Clouds lolled over the Financial peaks across the river, but Robin Black, reading a story from her collection If I Loved You I Would Tell You This, directed our attention to the murk over Jeremy Piper in “A Country Where You Once Lived.” Jeremy’s daughter Zoe runs off during the family’s year abroad in England, and upon returning “looked like a wraith, otherworldly, but she did normal things.” Jeremy is shaken from orbit, beginning “a standard-issue, utterly predictable affair… liking her or not liking her seemed oddly irrelevant to the decision to have sex with her a few times week.” The affair was followed by a divorce and return to the States–and now, years later, an attempt at reconciliation in the “fantasy landscape” of the English countryside, which may or may not sustain the belief it encourages “in the myth of uncomplicated lives.”

Tania James kept us in the Once-Swinging city of London, but stepped back in time, away from the uproar of the Olympics, toward a narrower range of sporting event. In “Lion and Panther in London,” champion wrestlers Gama and Imam come from Lahore with their chef and wait for an opponent, but in the corrupt heart of Empire no one’s game unless they agree to take the occasional fall. The notion is alien; when their manager suggests they not return home with empty pockets, Imam explains that “‘The langot we wear, it does not have pockets,’ hoping the man might appreciate the poetry of his refusal.” Instead, “Mr. Benjamin blinks at him and explains, in even slower English, what he means…”

1. Rajesh Parameswaran, accessorized with city.
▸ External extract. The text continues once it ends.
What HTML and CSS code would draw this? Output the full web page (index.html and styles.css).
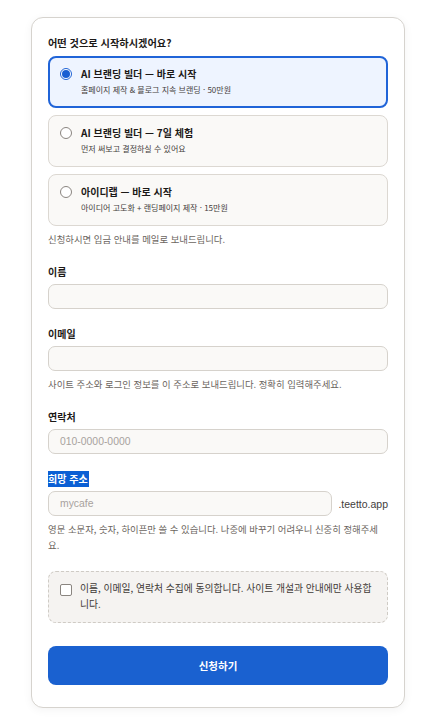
FILE: index.html
```html
<!DOCTYPE html>
<html lang="ko">
<head>
<meta charset="utf-8">
<link rel="stylesheet" href="styles.css">
</head>
<body>
<form class="card">
  <div class="label first">어떤 것으로 시작하시겠어요?</div>
  <div class="options">
    <label class="option selected">
      <span class="radio on"></span>
      <span class="opt-text">
        <span class="opt-title">AI 브랜딩 빌더 — 바로 시작</span>
        <span class="opt-sub">홈페이지 제작 &amp; 블로그 지속 브랜딩 · 50만원</span>
      </span>
    </label>
    <label class="option">
      <span class="radio"></span>
      <span class="opt-text">
        <span class="opt-title">AI 브랜딩 빌더 — 7일 체험</span>
        <span class="opt-sub">먼저 써보고 결정하실 수 있어요</span>
      </span>
    </label>
    <label class="option">
      <span class="radio"></span>
      <span class="opt-text">
        <span class="opt-title">아이디랩 — 바로 시작</span>
        <span class="opt-sub">아이디어 고도화 + 랜딩페이지 제작 · 15만원</span>
      </span>
    </label>
  </div>
  <p class="help">신청하시면 입금 안내를 메일로 보내드립니다.</p>

  <div class="label">이름</div>
  <div class="input"></div>

  <div class="label">이메일</div>
  <div class="input"></div>
  <p class="help">사이트 주소와 로그인 정보를 이 주소로 보내드립니다. 정확히 입력해주세요.</p>

  <div class="label">연락처</div>
  <div class="input"><span class="ph">010-0000-0000</span></div>

  <div class="label"><span class="sel">희망 주소</span></div>
  <div class="addr-row">
    <div class="input grow"><span class="ph">mycafe</span></div>
    <span class="suffix">.teetto.app</span>
  </div>
  <p class="help">영문 소문자, 숫자, 하이픈만 쓸 수 있습니다. 나중에 바꾸기 어려우니 신중히 정해주세요.</p>

  <label class="consent">
    <span class="check"></span>
    <span class="consent-text">이름, 이메일, 연락처 수집에 동의합니다. 사이트 개설과 안내에만 사용합니다.</span>
  </label>

  <button type="button" class="submit">신청하기</button>
</form>
</body>
</html>
```

FILE: styles.css
```css
* { box-sizing: border-box; }
html, body { margin: 0; padding: 0; }
body {
  background: #ffffff;
  font-family: "Noto Sans CJK KR", "Noto Sans", sans-serif;
  color: #1c1917;
  padding: 17px 0 20px 31px;
}
.card {
  width: 374px;
  background: #fff;
  border: 1px solid #d6d3ce;
  border-radius: 12px;
  box-shadow: 0 2px 10px rgba(0,0,0,0.05);
  padding: 18px 16px 22px 16px;
  display: flex;
  flex-direction: column;
}
.label {
  font-size: 10px;
  font-weight: 700;
  line-height: 14px;
  color: #1c1917;
  margin-top: 18px;
  margin-bottom: 5px;
}
.label.first { margin-top: 0; margin-bottom: 6px; font-size: 10.2px; }
.sel { background: #0b5fd4; color: #fff; padding: 0 1px 1px 0; }
.options { display: flex; flex-direction: column; gap: 7px; }
.option {
  display: flex;
  align-items: flex-start;
  gap: 9px;
  height: 52px;
  padding: 10px 11px;
  border: 1px solid #dcd8d2;
  border-radius: 8px;
  background: #faf9f7;
}
.option.selected {
  border: 2px solid #2064d8;
  background: #eef4ff;
  padding: 9px 10px;
}
.radio {
  width: 12px; height: 12px;
  border: 1px solid #8a8580;
  border-radius: 50%;
  background: #fff;
  margin-top: 1px;
  flex: none;
  display: flex; align-items: center; justify-content: center;
}
.radio.on { border-color: #1f63d6; }
.radio.on::after {
  content: "";
  width: 8px; height: 8px;
  border-radius: 50%;
  background: #1a5fd2;
}
.opt-text { display: flex; flex-direction: column; }
.opt-title { font-size: 10px; font-weight: 700; line-height: 14px; color: #1c1917; }
.opt-sub { font-size: 8px; line-height: 12px; margin-top: 3px; color: #44403c; }
.help {
  margin: 5px 0 0 0;
  font-size: 9.4px;
  line-height: 16px;
  color: #6b6560;
}
.input {
  height: 25px;
  border: 1px solid #d6d2cc;
  border-radius: 7px;
  background: #faf9f7;
  padding: 0 11px;
  display: flex;
  align-items: center;
}
.ph { font-family: "Liberation Sans", "Noto Sans", sans-serif; font-size: 10.4px; color: #a8a29e; }
.addr-row { display: flex; align-items: center; gap: 6px; }
.grow { flex: 1; }
.suffix { font-family: "Liberation Sans", sans-serif; font-size: 10.5px; color: #44403c; }
.consent {
  margin-top: 18px;
  display: flex;
  align-items: flex-start;
  gap: 8px;
  padding: 9px 11px 10px 11px;
  border: 1px dashed #cfcbc5;
  border-radius: 8px;
  background: #f5f3f1;
}
.check {
  width: 12px; height: 12px;
  border: 1px solid #8a8580;
  border-radius: 2px;
  background: #fff;
  flex: none;
  margin-top: 3px;
}
.consent-text { font-size: 9.8px; line-height: 15.5px; color: #3f3a36; }
.submit {
  margin-top: 23px;
  height: 39px;
  border: none;
  border-radius: 8px;
  background: #1a61d0;
  color: #fff;
  font-family: "Noto Sans CJK KR", sans-serif;
  font-size: 10.5px;
  font-weight: 700;
}
```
Rajesh Parameswaran’s “The Strange Career of Dr. Raju Gopalarajan” won its category in the National Magazine Awards a few years back, and it’s pure realism, he explained. Parameswaran had recently heard of an incident wherein a bogus plastic surgeon injected patients not with silicone, but cement. Raju Gopalarajan does not intend anything as diabolical when he sets out to impersonate a doctor, after being fired from compUSA. His wife Manju may or may not have realized what was going on, but we, assert the narrating community, “liked Manju so much, and we miss her.” When Manju sang “we would notice a hollow space in our chests, and we would feel that space filled with a sweet longing…”.

1. Charles Yu, SoCal voyager to the land of the short story. 2. Cameron Ackroyd of Knopf, Mark Vorkink of the law.

If Parameswaran’s reading explored the hollow spaces within; Jim Shepard took care to fill them with a tidal wave in the form of “Cretan Love Song,” a precise short short in which an ancient disaster takes on contemporary proportions: “It’s a wave, of a size without precedent. At sixty miles away it already appears an inch tall.” Barges echoed uncannily upriver and the clouds went pink over New Jersey; one hoped at least the Minotaur’s maze was waterproof.

However improbable a volcanic explosion near Manhattan, it’s even less likely you’d encounter a whole reading of short stories in LA, Charles Yu remarked, and he’d know. Excerpts of his “Standard Loneliness Package,” however, brought us to an even bleaker, if funnier universe, in which pain can be outsourced for a fee: “Death of a cousin is five hundred. Death of a sibling is twelve fifty. Parents are two thousand apiece…” How much to forego a return home and the sisyphean washing of dishes, I wondered, loath to leave the park. Staying until next Monday seemed unrealistic, though, but I loitered with my lemonade, plotting a return.

***

— Elina Mishuris was last seen by Roosevelt’s nose.